Anarcho-capitalism, too, would involve collective decisions about a range of issues, insofar as there are firms, clubs, and other formal organizations. Here, too, some methods for internal collective decision-making are more just than others.
Whatever the scope of collective decisions, quadratic voting is a new mechanism worthy of scrutiny and experimentation.
Phil H
Aug 22 2019 at 10:22pm
I agree that the logic isn’t quite right, but I also agree with the conclusion of the person on Twitter. You should judge policies on how they affect you; when everyone does that, we get an approximation to the best policies. It’s precisely when people start judging policies on how moral they are or how good they sound that the problems start. Obviously there are the coordination issues; resolving them is what the courts and political system are for.
I agree with Lemieux that personal interests is not the same as self-interest.
Pierre Lemieux
Aug 23 2019 at 11:40am
“You should judge policies on how they affect you; when everyone does that, we get an approximation to the best policies.” Therein lies the problem. The statement is ONLY true if political processes aggregate individual preferences in an acceptable way. From Kenneth Arrow to public choice, we know this is not true for any reasonable, individualist definition of “acceptable.”
Jon Murphy
Aug 23 2019 at 12:54pm
In addition to Pierre’s point, we should also consider means here as well as ends. To the merchant, a policy restricting trade certainly promotes his interests, and thus he may support it. But it does not logically follow that such a policy should be employed. Indeed, that is the focus of much of Enlightenment jurisprudence thought.
Naked self-interest alone does not lead to an “approximation to the best policies.” What the classical liberals stress is this self-interest bound by the most sacred rules of justice.
Mark Z
Aug 23 2019 at 4:03pm
The political system can’t really resolve coordination problems when it has a mandate from voters to impose them, and the courts are typically restricted to settling juristic matters, and coordination problem-afflicted policies may be no more likely to run afoul of a constitution than a policy that isn’t so afflicted.
Phil H
Aug 27 2019 at 1:44pm
Thank you for those replies.
I have to admit, they’ve left me a little confused. I mean, I know public choice is hard, but what alternative is there? And Jon, “sacred rules”? I simply don’t accept that such things exist – some rules are better than others, but who on earth could determine which rules are sacred?

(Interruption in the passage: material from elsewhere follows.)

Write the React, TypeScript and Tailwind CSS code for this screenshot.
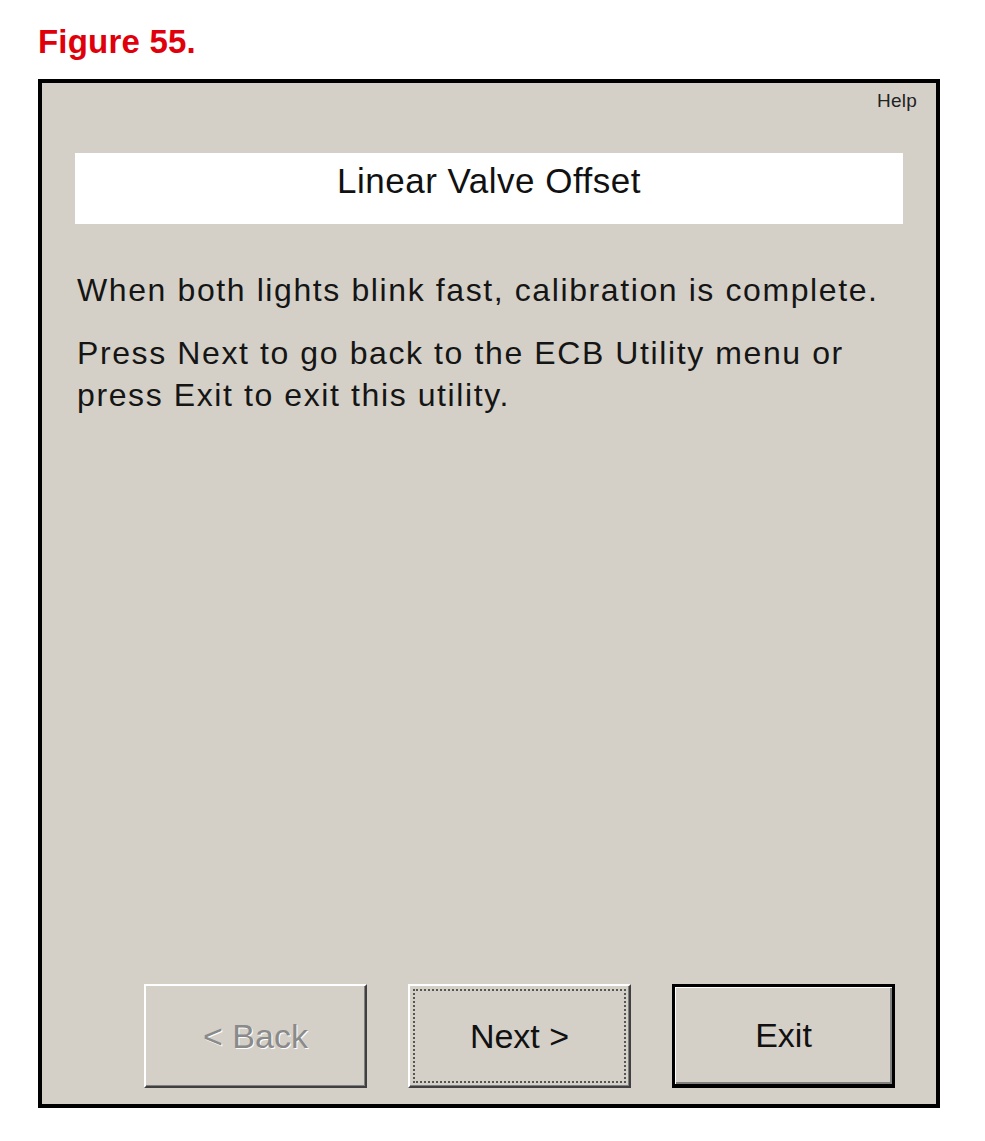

There are many tweaks and twists in a political system, but just from an information flow kind of perspective, isn’t it far better to rely on voters telling us about their own situation, rather than requiring voters to guess/calculate aggregate outcomes? I see voting as working (to the extent that it does work) very much in the way that markets work: individual choices based on individual situations, adding up to a final outcome. There’s no way around that… is there?
Thaomas
Aug 23 2019 at 3:42pm
For most kinds of transactions, markets reconcile self interest with the public interest. That does not work for externalities to big or too diverse or too international to be handled by tort. Unfortunately, this is not just a footnote; the continued accumulation of CO2 in the atmosphere will cause very large damages and require very costly investments to mitigate.
I cannot understand why Libertarians, who ought to favor the lowest cost, least government intrusive method for addressing this increase at least a much as Liberals, do not support taxation of net CO2 emissions.
Jon Murphy
Aug 23 2019 at 4:39pm
Well, for one, Dave Henderson’s post yesterday highlights that the carbon tax may not be the lowest cost option. Also, Buchanan and Subblebine point out that the mere presence of an externality does not indicate a welfare-enhancing solution exists (Paper title: “Externality”). Dahlman expands upon that point with a discussion of transaction costs (“The Problem of Externality”). Buchanan & Tullock also point out the various other items of interest that come into play whenever political decisions are made (“Calculus of Consent”). Gordon Tullock discusses the difficulties of establishing and changing policies whenever the need should arise (“The Transitional Gains Trap”). John Nye talks about how often estimates of the taxes do not take into account the pricing already in play in the market (“The Pigou Problem.”) I, building on the work of Dahlman and Buchanan, discuss the difficulties in even determining when a market failure has occurred (“When is a Market Failure Not a Market Failure?”) and that oftentimes the definition of an externality depends on individual preferences (“What Theory Won’t Tell You About Public Goods”). Schelling discusses the difficulties in establishing coalitions (“Micromotives and Macrobehavior,” in particular Chapter 11). Hayek discusses the difficulties in determining the precise level necessary for taxation (“Use of Knowledge in Society”).
Robert EV
Aug 24 2019 at 12:13pm
https://en.wikipedia.org/wiki/Nirvana_fallacy
To what extent is progress inhibited by making the perfect the enemy of the good?
Well, yeah, that’s where we are vis-a-vis emissions, and current policy of status quo.
Jon Murphy
Aug 24 2019 at 1:11pm
Robert EV:
Henderson’s post is not a Nirvana Fallacy; he is not comparing a realistic thing to an unrealistic, idealized version of the thing. He is comparing potential costs and benefits of carbon emissions and methane emissions.
Indeed, which is strong evidence to my point.
dede
Sep 4 2019 at 12:23am
That may be the key to your question on taxing CO2 emissions: quite a few people around have not been convinced by this assertion yet. The problem with the future is that it is rather difficult to predict and since Malthus, the prophets of doom have been proven wrong quite a few times.